Si les personnages de Bandar Band ne parviennent pas à atteindre leur but, ils trouveront heureusement autre chose sur la route : la rencontre avec la population locale et la découverte de décors dépaysés. Dans le dernier quart du film, quand le voyage s’arrête au village natal d’un des musiciens et qu’il découvre une maison qui lui est familière, abandonnée et ensevelie sous les eaux, la mélancolie s’installe. Elle prend la forme poétique d’une guitare qui flotte sur les eaux comme unique vestige du passé et d’une chanson improvisée par le chanteur exprimant le vide et la douleur. La frénésie d’avant est alors balayée d’un seul coup, mettant en doute le sens même du voyage.
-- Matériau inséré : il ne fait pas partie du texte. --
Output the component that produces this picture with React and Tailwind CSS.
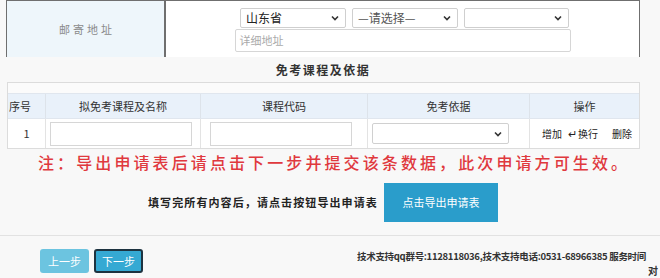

Tout se consume en l’espace de quelques instants : la quête devient une chimère jusqu’à ce que le van, vidé de ses occupants, avance tel un véhicule fantôme, les fenêtres baissées laissant s’échapper les derniers rescapés de l’aventure : les rideaux multicolores s’agiter en vain dans les airs.
Note : 8/10
BanderDand est présenté au TIFF 2020.